Chesapeake Utilities Corporation is the winner of this year’s governance team of the year (small to mid-cap) award. Under the leadership of director Stacie Roberts, the team has been instrumental in keeping up with best practices even as Chesapeake has undergone rapid growth, with its market capitalization increasing by more than 400 percent over the last decade.
To achieve this, the governance team has expanded its roles and responsibilities into areas such as strategic business transactions, cyber-security and risk management. As such, it has been a key player in helping Chesapeake respond to the challenges faced by larger public companies when it comes to corporate governance, the regulatory environment, compliance and risk management.
In 2017, for instance, the corporate governance team began executing its operational plan to visit the company’s business units and departments in order to engage in one-on-one dialogue about team collaboration and further enhancement of practices.
Indeed, Roberts tells Corporate Secretary that such collaboration with other departments is a key ingredient in a successful governance team.
For example, most publicly held companies will from 2018 have to include in their proxy statements a ratio comparing the CEO’s compensation to that of the ‘median employee’. The question of how to deal with the complexities of the rule and the many different options for determining the pay ratio has caused headaches for many companies.
In response to this, the Chesapeake governance team in late 2016 led several meetings in collaboration with the company’s HR and strategic development units to help with implementation of the new SEC pay ratio rule. ‘We have a very family-oriented culture,’ Roberts says of this approach to dealing with the issue.
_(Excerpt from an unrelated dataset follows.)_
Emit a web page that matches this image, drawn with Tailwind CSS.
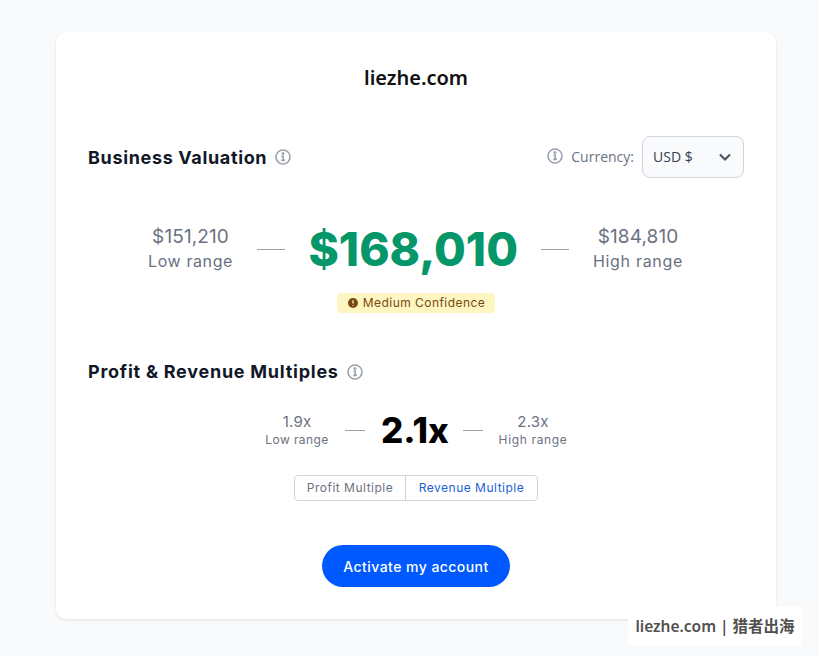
<!DOCTYPE html>
<html>
<head>
<meta charset="utf-8">
<script src="https://cdn.jsdelivr.net/npm/@tailwindcss/browser@4"></script>
</head>
<body class="bg-[#f9fafb] font-['Inter',sans-serif] w-[819px] h-[656px] overflow-hidden relative">
<div class="ml-14 mt-8 w-[720px] h-[587px] bg-white rounded-[10px] shadow-[0_1px_3px_rgba(0,0,0,0.1)] px-8 pt-[30px] flex flex-col">
  <h1 class="text-center text-[20px] leading-[32px] font-semibold text-[#111] font-['Noto_Sans',sans-serif]">liezhe.com</h1>
  <div class="mt-[42px] h-[42px] flex items-center justify-between">
    <div class="flex items-center gap-2">
      <h2 class="text-[18px] font-bold tracking-[0.65px] text-[#111827]">Business Valuation</h2>
      <svg class="w-4 h-4 text-[#9ca3af]" viewBox="0 0 16 16" fill="none" stroke="currentColor" stroke-width="1.6"><circle cx="8" cy="8" r="7"/><path d="M6.4 7.2H8.2V11.4M6.2 11.4H10" /><circle cx="8" cy="4.6" r="0.7" fill="currentColor"/></svg>
    </div>
    <div class="flex items-center">
      <svg class="w-4 h-4 text-[#9ca3af] mb-0.5" viewBox="0 0 16 16" fill="none" stroke="currentColor" stroke-width="1.6"><circle cx="8" cy="8" r="7"/><path d="M6.4 7.2H8.2V11.4M6.2 11.4H10" /><circle cx="8" cy="4.6" r="0.7" fill="currentColor"/></svg>
      <span class="ml-2 pb-0.5 text-[14px] text-[#6b7280] font-['Open_Sans',sans-serif]">Currency:</span>
      <div class="ml-2 w-[102px] h-[42px] border border-[#d1d5db] rounded-lg bg-[#f9fafb] flex items-center justify-between pl-[10px] pr-[10px] text-[14px] text-[#374151] font-['Open_Sans',sans-serif]">
        <span class="pb-0.5">USD $</span>
        <svg class="w-4 h-4 text-[#4b5563]" viewBox="0 0 16 16" fill="none" stroke="currentColor" stroke-width="2.2"><path d="M3 5.5L8 10.5L13 5.5"/></svg>
      </div>
    </div>
  </div>
  <div class="mt-[40px] h-[62px] flex items-center justify-center gap-6">
    <div class="w-[84px] pb-1 text-center text-[#6b7280] whitespace-nowrap flex flex-col items-center">
      <div class="text-[19px] leading-[27px] tracking-[0.1px]">$151,210</div>
      <div class="text-[16px] leading-[22px] tracking-[0.6px]">Low range</div>
    </div>
    <div class="w-7 h-px bg-[#9ca3af]"></div>
    <div class="w-[208px] text-center text-[46px] leading-[62px] font-extrabold text-[#059669] whitespace-nowrap">$168,010</div>
    <div class="w-7 h-px bg-[#9ca3af]"></div>
    <div class="w-[91px] pb-1 text-center text-[#6b7280] whitespace-nowrap flex flex-col items-center">
      <div class="text-[19px] leading-[27px] tracking-[0.1px]">$184,810</div>
      <div class="text-[16px] leading-[22px] tracking-[0.7px]">High range</div>
    </div>
  </div>
  <div class="mt-[13px] flex justify-center">
    <div class="h-5 px-[10px] rounded bg-[#fef6c2] flex items-center gap-1 text-[12px] tracking-[0.45px] text-[#78490f]">
      <svg class="w-3 h-3" viewBox="0 0 12 12"><circle cx="6" cy="6" r="5" fill="#78490f"/><path d="M6 3.2V6.4M6 8V8.8" stroke="#fef6c2" stroke-width="1.3"/></svg>
      <span>Medium Confidence</span>
    </div>
  </div>
  <div class="mt-[46px] flex items-center gap-2">
    <h2 class="text-[18px] leading-[26px] font-bold tracking-[0.75px] text-[#111827]">Profit &amp; Revenue Multiples</h2>
    <svg class="w-4 h-4 text-[#9ca3af]" viewBox="0 0 16 16" fill="none" stroke="currentColor" stroke-width="1.6"><circle cx="8" cy="8" r="7"/><path d="M6.4 7.2H8.2V11.4M6.2 11.4H10" /><circle cx="8" cy="4.6" r="0.7" fill="currentColor"/></svg>
  </div>
  <div class="mt-[23px] h-[44px] flex items-center justify-center gap-4">
    <div class="w-16 text-center text-[#6b7280] whitespace-nowrap flex flex-col items-center">
      <div class="text-[15px] leading-[20px] tracking-[0.2px]">1.9x</div>
      <div class="text-[12px] leading-[16px] tracking-[0.4px]">Low range</div>
    </div>
    <div class="w-5 h-px bg-[#9ca3af]"></div>
    <div class="w-[66px] text-center text-[35px] leading-[44px] font-extrabold text-black whitespace-nowrap">2.1x</div>
    <div class="w-5 h-px bg-[#9ca3af]"></div>
    <div class="w-[68px] text-center text-[#6b7280] whitespace-nowrap flex flex-col items-center">
      <div class="text-[15px] leading-[20px] tracking-[0.2px]">2.3x</div>
      <div class="text-[12px] leading-[16px] tracking-[0.65px]">High range</div>
    </div>
  </div>
  <div class="mt-[23px] flex justify-center">
    <div class="h-[26px] flex border border-[#d1d5db] rounded-sm text-[12px] tracking-[0.5px] whitespace-nowrap">
      <div class="w-[111px] flex items-center justify-center text-[#6b7280] border-r border-[#d1d5db]">Profit Multiple</div>
      <div class="w-[131px] flex items-center justify-center text-[#1d5fd8]">Revenue Multiple</div>
    </div>
  </div>
  <div class="mt-11 flex justify-center">
    <div class="w-[188px] h-[42px] rounded-full bg-[#0059ff] text-white text-[14px] font-medium tracking-[0.45px] flex items-center justify-center">Activate my account</div>
  </div>
</div>
<div class="absolute left-[628px] top-[607px] w-[174px] h-[38px] pt-px bg-white flex items-center justify-center text-[15.5px] font-semibold text-[#505050] font-['Noto_Sans','Noto_Sans_CJK_SC',sans-serif] whitespace-nowrap">liezhe.com | 猎者出海</div>
</body>
</html>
Over the awards review period, the team enhanced board and committee evaluation forms and supported the enhancement of the board’s evaluation process to include one-on-one interviews with each director. Although all public companies conduct reviews each year, Chesapeake’s governance team likes to stay up to date on the process and not view it simply as an annual event, Roberts says.
In addition, her team supported the corporate governance committee’s efforts regarding its discussions on board composition and board succession, including providing an analysis of best practices benchmarked against peer companies, the S&P 500 and the top 100 US public companies.
Among other things, the team helped implement the company’s move from a three-year to a one-year say-on-pay cycle; analyzed director stock ownership and retention guidelines, looking at peer analyses and a pro forma of ownership; and began rewriting the 2018 proxy statement with plain-English language and a clear and comprehensive overview of the company’s practices.